I don't mind much either, when a few dishes are so on target. Douglas Organ, the chef and owner, has taken to the spices of North Africa and makes a Moroccan spiced lamb ($24) so irresistible that this dish alone puts J.P. on Boston's culinary map. It's one of those crusty, pink-red roast lamb dishes that makes you wonder how anyone could prefer tenderloin of beef—in fact, how anyone could question the succulent superiority of lamb. Perhaps the secret is the dry rub that has a little bit of everything, from sweet spices to cayenne to orange and lemon, in which the top round of lamb sits for several days. It's served with Israeli couscous, that chef's darling that looks like mini-Kix and is actually a pasta, toasted and then cooked like a risotto.

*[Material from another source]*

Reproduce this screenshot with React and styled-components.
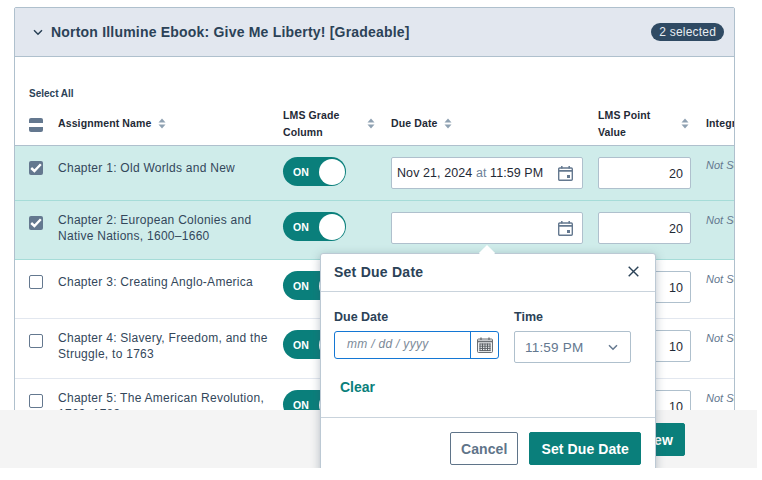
import React from "react";
import styled, { createGlobalStyle } from "styled-components";

const GlobalStyle = createGlobalStyle`
  html, body {
    margin: 0;
    padding: 0;
    background: #fff;
    font-family: "Liberation Sans", Arial, sans-serif;
  }
`;

const Page = styled.div`
  position: relative;
  width: 757px;
  height: 468px;
  overflow: hidden;
  padding: 7px 22px 0 14px;
  box-sizing: border-box;
`;

const Panel = styled.section`
  border: 1px solid #afc0cd;
  border-radius: 2px;
  overflow: hidden;
`;

const PanelHeader = styled.header`
  display: flex;
  align-items: center;
  height: 48px;
  padding: 0 10px 0 18px;
  background: #e2e7ef;
  border-bottom: 1px solid #afc0cd;
`;

const Title = styled.h2`
  flex: 1;
  margin: 0 0 0 8px;
  font-size: 14px;
  font-weight: 700;
  letter-spacing: 0.2px;
  color: #2b4257;
`;

const Badge = styled.span`
  background: #2f4a63;
  color: #e8edf2;
  font-size: 12px;
  line-height: 18px;
  padding: 0 8px;
  border-radius: 9px;
  letter-spacing: 0.2px;
`;

const SelectAll = styled.div`
  padding: 30px 0 0 14px;
  height: 44px;
  box-sizing: border-box;
  font-size: 10px;
  font-weight: 700;
  line-height: 13px;
  color: #2b4257;
`;

const cols = "29px 225px 108px 207px 108px 120px";

const HeadRow = styled.div`
  display: grid;
  grid-template-columns: ${cols};
  align-items: center;
  width: 811px;
  height: 45px;
  padding: 1px 0 0 14px;
  border-bottom: 1px solid #afc0cd;
  box-sizing: border-box;
`;

const HeadCell = styled.div`
  display: flex;
  align-items: center;
  justify-content: ${(p) => (p.$spread ? "space-between" : "flex-start")};
  width: ${(p) => p.$w || "auto"};
  gap: 7px;
  font-size: 10.5px;
  font-weight: 700;
  line-height: 17px;
  letter-spacing: 0.12px;
  color: #1f2a36;
  white-space: nowrap;
`;

const Row = styled.div`
  display: grid;
  grid-template-columns: ${cols};
  width: 811px;
  height: ${(p) => p.$h}px;
  padding: 11px 0 0 14px;
  box-sizing: border-box;
  background: ${(p) => (p.$on ? "#cfecea" : "#fff")};
  border-bottom: 1px solid ${(p) => (p.$on ? "#a6dcd8" : "#e2e7ef")};
`;

const Check = styled.span`
  display: flex;
  align-items: center;
  justify-content: center;
  width: 14px;
  height: 14px;
  margin-top: ${(p) => (p.$head ? "3px" : "4px")};
  border-radius: 2px;
  box-sizing: border-box;
  background: ${(p) => (p.$filled ? "#64788f" : "#fff")};
  border: ${(p) => (p.$filled ? "none" : "1px solid #64788f")};
`;

const Name = styled.div`
  display: flex;
  align-items: center;
  align-self: start;
  width: 216px;
  min-height: 22px;
  font-size: 12px;
  line-height: 16px;
  letter-spacing: 0.27px;
  color: #33475b;
`;

const Toggle = styled.div`
  display: flex;
  align-items: center;
  justify-content: space-between;
  width: 63px;
  height: 29px;
  padding: 0 1px 0 10px;
  box-sizing: border-box;
  border-radius: 15px;
  background: #0a7f7b;
  color: #fff;
  font-size: 10.5px;
  font-weight: 700;
`;

const Knob = styled.span`
  width: 26px;
  height: 26px;
  border-radius: 50%;
  background: #fff;
`;

const DateBox = styled.div`
  display: flex;
  align-items: center;
  justify-content: space-between;
  width: 192px;
  height: 32px;
  padding: 0 9px 0 5px;
  box-sizing: border-box;
  background: #fff;
  border: 1px solid #afc0cd;
  border-radius: 2px;
  font-size: 12.5px;
  letter-spacing: 0.08px;
  color: #1f2a36;
`;

const At = styled.span`
  color: #6d8299;
`;

const PointBox = styled.div`
  width: 93px;
  height: 32px;
  padding: 0 7px;
  box-sizing: border-box;
  background: #fff;
  border: 1px solid #afc0cd;
  border-radius: 2px;
  font-size: 12.5px;
  line-height: 32px;
  text-align: right;
  color: #1f2a36;
`;

const NotSet = styled.div`
  font-size: 11px;
  font-style: italic;
  line-height: 13px;
  margin-top: 2px;
  color: #64788f;
`;

const Footer = styled.footer`
  position: absolute;
  left: 0;
  right: 0;
  bottom: 0;
  height: 58px;
  display: flex;
  justify-content: flex-end;
  padding: 13px 72px 0 0;
  box-sizing: border-box;
  background: #f4f4f4;
`;

const Button = styled.button`
  height: 33px;
  padding: 0 ${(p) => (p.$ghost ? 10 : 11)}px;
  box-sizing: border-box;
  border-radius: 2px;
  border: 1px solid ${(p) => (p.$ghost ? "#5f7489" : "#0a7f7b")};
  background: ${(p) => (p.$ghost ? "#fff" : "#0a7f7b")};
  color: ${(p) => (p.$ghost ? "#5f7489" : "#fff")};
  font-family: inherit;
  font-size: 14px;
  font-weight: 700;
  letter-spacing: 0.1px;
`;

const Popover = styled.div`
  position: absolute;
  left: 320px;
  top: 253px;
  width: 336px;
  border: 1px solid #bcc9d4;
  border-radius: 3px;
  box-sizing: border-box;
  background: #fff;
  box-shadow: 0 2px 10px rgba(60, 80, 100, 0.35);

  &::before {
    content: "";
    position: absolute;
    left: 159px;
    top: -8px;
    width: 14px;
    height: 14px;
    background: #fff;
    transform: rotate(45deg) scale(0.82);
  }
`;

const PopHeader = styled.div`
  position: relative;
  display: flex;
  align-items: center;
  justify-content: space-between;
  height: 38px;
  padding: 0 16px 2px 13px;
  box-sizing: border-box;
  border-bottom: 1px solid #c9d3dc;
`;

const PopTitle = styled.h3`
  margin: 0;
  font-size: 14px;
  font-weight: 700;
  letter-spacing: 0.25px;
  color: #2b4257;
`;

const PopBody = styled.div`
  height: 126px;
  padding: 17px 13px 0;
  box-sizing: border-box;
  border-bottom: 1px solid #c9d3dc;
`;

const Fields = styled.div`
  display: flex;
  gap: 15px;
`;

const Field = styled.div`
  display: flex;
  flex-direction: column;
  gap: 6px;
`;

const Label = styled.label`
  font-size: 12.5px;
  font-weight: 700;
  line-height: 16px;
  color: #2b4257;
`;

const DateInput = styled.div`
  display: flex;
  width: 165px;
  height: 28px;
  box-sizing: border-box;
  border: 1px solid #1477d4;
  border-radius: 3px;
`;

const Placeholder = styled.span`
  flex: 1;
  padding-left: 12px;
  border-right: 1px solid #1477d4;
  font-size: 12px;
  font-style: italic;
  line-height: 24px;
  letter-spacing: 0.3px;
  color: #7c8a98;
`;

const CalButton = styled.span`
  display: flex;
  align-items: center;
  justify-content: center;
  width: 27px;
`;

const Select = styled.div`
  display: flex;
  align-items: center;
  justify-content: space-between;
  width: 117px;
  height: 32px;
  padding: 0 12px 0 10px;
  box-sizing: border-box;
  border: 1px solid #afc0cd;
  border-radius: 2px;
  font-size: 13.5px;
  letter-spacing: 0.2px;
  color: #64788f;
`;

const Clear = styled.a`
  display: block;
  margin: 15px 0 0 6px;
  font-size: 14px;
  font-weight: 700;
  line-height: 18px;
  color: #0a7f7b;
`;

const PopFooter = styled.div`
  display: flex;
  justify-content: flex-end;
  gap: 11px;
  padding: 14px 14px 8px;
`;

const Sort = () => (
  <svg width="8" height="11" viewBox="0 0 8 11" fill="#8fa1b2">
    <path d="M4 0.5 7.5 4.5H.5Z" />
    <path d="M4 10.5 .5 6.5H7.5Z" />
  </svg>
);

const Chevron = ({ color = "#2b4257" }) => (
  <svg width="10" height="7" viewBox="0 0 10 7" fill="none" stroke={color} strokeWidth="1.5">
    <path d="M1 1.2 5 5.2 9 1.2" />
  </svg>
);

const CheckMark = () => (
  <svg width="12" height="10" viewBox="0 0 12 10" fill="none" stroke="#fff" strokeWidth="2.4">
    <path d="M1.2 5 4.4 8 10.8 1.2" />
  </svg>
);

const CalendarIcon = () => (
  <svg width="15" height="15" viewBox="0 0 15 15" fill="none">
    <rect x="0.7" y="2" width="13.6" height="12.3" rx="1" stroke="#64788f" strokeWidth="1.4" />
    <path d="M1 4.8H14" stroke="#64788f" strokeWidth="1.8" />
    <path d="M3.8 0V2.5M11.2 0V2.5" stroke="#64788f" strokeWidth="1.5" />
    <rect x="9" y="9" width="3" height="3" fill="#64788f" />
  </svg>
);

const GridCalendar = () => (
  <svg width="16" height="16" viewBox="0 0 16 16" fill="none">
    <rect x="0.5" y="2" width="15" height="13.5" rx="1" fill="#eef0f2" stroke="#6b6f74" />
    <path d="M.5 4.5H15.5" stroke="#6b6f74" strokeWidth="1.6" />
    <path d="M4 .5V3M12 .5V3" stroke="#6b6f74" strokeWidth="1.4" />
    <path
      d="M3 6.5V14M5.5 6.5V14M8 6.5V14M10.5 6.5V14M13 6.5V14M2.5 7H13.5M2.5 9.2H13.5M2.5 11.4H13.5M2.5 13.6H13.5"
      stroke="#5c6166"
      strokeWidth="1"
    />
  </svg>
);

const CloseIcon = () => (
  <svg width="11" height="11" viewBox="0 0 11 11" fill="none" stroke="#2b4257" strokeWidth="1.4">
    <path d="M.7 .7 10.3 10.3M10.3 .7 .7 10.3" />
  </svg>
);

const rows = [
  { name: "Chapter 1: Old Worlds and New", on: true, h: 55, date: true, points: 20 },
  { name: "Chapter 2: European Colonies and Native Nations, 1600–1660", on: true, h: 59, points: 20 },
  { name: "Chapter 3: Creating Anglo-America", h: 59, points: 10 },
  { name: "Chapter 4: Slavery, Freedom, and the Struggle, to 1763", h: 60, points: 10 },
  { name: "Chapter 5: The American Revolution, 1763–1783", h: 59, points: 10 },
];

export default function App() {
  return (
    <>
      <GlobalStyle />
      <Page>
        <Panel>
          <PanelHeader>
            <Chevron />
            <Title>Norton Illumine Ebook: Give Me Liberty! [Gradeable]</Title>
            <Badge>2 selected</Badge>
          </PanelHeader>
          <SelectAll>Select All</SelectAll>
          <HeadRow>
            <Check $filled $head>
              <svg width="14" height="4"><rect width="14" height="4" fill="#fff" /></svg>
            </Check>
            <HeadCell>
              Assignment Name <Sort />
            </HeadCell>
            <HeadCell $spread $w="92px">
              <span>
                LMS Grade
                <br />
                Column
              </span>
              <Sort />
            </HeadCell>
            <HeadCell>
              Due Date <Sort />
            </HeadCell>
            <HeadCell $spread $w="91px">
              <span>
                LMS Point
                <br />
                Value
              </span>
              <Sort />
            </HeadCell>
            <HeadCell>Integration</HeadCell>
          </HeadRow>
          {rows.map((row) => (
            <Row key={row.name} $on={row.on} $h={row.h}>
              <Check $filled={row.on}>{row.on && <CheckMark />}</Check>
              <Name>
                <span>{row.name}</span>
              </Name>
              <Toggle>
                ON
                <Knob />
              </Toggle>
              <DateBox>
                <span>
                  {row.date && (
                    <>
                      Nov 21, 2024 <At>at</At> 11:59 PM
                    </>
                  )}
                </span>
                <CalendarIcon />
              </DateBox>
              <PointBox>{row.points}</PointBox>
              <NotSet>Not Set</NotSet>
            </Row>
          ))}
        </Panel>
        <Footer>
          <Button>Preview</Button>
        </Footer>
        <Popover>
          <PopHeader>
            <PopTitle>Set Due Date</PopTitle>
            <CloseIcon />
          </PopHeader>
          <PopBody>
            <Fields>
              <Field>
                <Label>Due Date</Label>
                <DateInput>
                  <Placeholder>mm / dd / yyyy</Placeholder>
                  <CalButton>
                    <GridCalendar />
                  </CalButton>
                </DateInput>
              </Field>
              <Field>
                <Label>Time</Label>
                <Select>
                  11:59 PM
                  <Chevron color="#64788f" />
                </Select>
              </Field>
            </Fields>
            <Clear>Clear</Clear>
          </PopBody>
          <PopFooter>
            <Button $ghost>Cancel</Button>
            <Button>Set Due Date</Button>
          </PopFooter>
        </Popover>
      </Page>
    </>
  );
}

The eggplant marmalade is also a fine, regionally apt accompaniment, but those thickly cut ovals of lamb need nothing more to elevate this dish into the meat pantheon.

Organ is an anomaly in the Boston restaurant scene: He's not from here, and he didn't train here. He co-owned and ran two successful restaurants on the other side of the country, in San Diego. He just decided to move here, he told me on the phone, because he had “never lived in New England.” Given his sense of style, his savvy commitment to a great neighborhood, and his fresh sense of flavor, he's more than welcome. But he needs to work on the quality that separates an interesting and talented restaurateur from a full professional: consistency.

At one dinner, for instance, the rosemary-cured pork chop with Brussels sprouts, lavender honey, and green apple confit ($22) was so rubbery it was hard to cut the big slab. Another evening it was more manageable, though the meat was still daunting. The semolina gnocchi under a blanket of melted fontina and over a thin tomato coulis ($18) were yet more puzzling, rubbery one night (probably from being run under a broiler too long to melt the cheese), tender and soothing another.

In fact, an early weeknight dinner seemed as if it could have been cooked by a different kitchen than a Friday night dinner a few weeks later. Fish dishes, especially, were out of focus on the weeknight and veered into sharp view on the Friday. This was noticeable particularly with the wild striped bass with green lentil ragout, warm escarole salad, pancetta, and mustard sauce ($23). On the weeknight, the striped bass, one of my favorites, had little flavor and the accompaniments seemed limp and merged. On the Friday, the fish tasted like itself and the vegetables were suddenly perky.

A few things were equally impressive at both meals. Organ is very good on duck, which he calls the “most versatile” meat product. A sauce of shredded duck confit with portobello mushrooms was smooth and mildly earthy, even if the pappardelle with which it was tossed were a bit tough ($19). I hope some dishes will stay on the menu, with seasonal variations: the roasted butternut squash soup ($10), rich flavored and with the essence of sweet golden squash, and the Moroccan romaine salad with blood oranges, Medjool dates, picholine olives, and spiced almonds ($10).

Each has bright, distinct flavors, judiciously juxtaposed. A room-temperature couscous salad molded as a wide flat disc, which appears as an appetizer with scallops, is a perfect balance of sweet and salty with a few sharp flavor notes of citrus and ginger.

Perhaps Organ has brought from California this sense of honoring individual ingredients that are hardly altered, not to mention finding a way to use that state's luscious dates. He's admirably supporting the Roslindale bakery Fornax, supplying his diners with generous slabs of its thick-crusted, big rustic loaves.

Organ also serves as pastry chef, and he's choosing creamy, comforting desserts like lemon semifreddo, which one night was almost the right barely frozen consistency and another the chip-at-it, overfrozen challenge that it is in too many other local restaurants. The caramel pot de crème, though, scales the lamb heights: It's a lush, soft, deeply flavored cross between pudding and crème brûlée, and perfect.

What potential! The unusual and well-priced wine list, the happily familiar and knowledgeable service, the sleek setting—Arbor is on its way to becoming both a neighborhood standby and a destination for diners in search of a bright new talent. That talent needs only a bit of fine-tuning to keep customers coming back for years.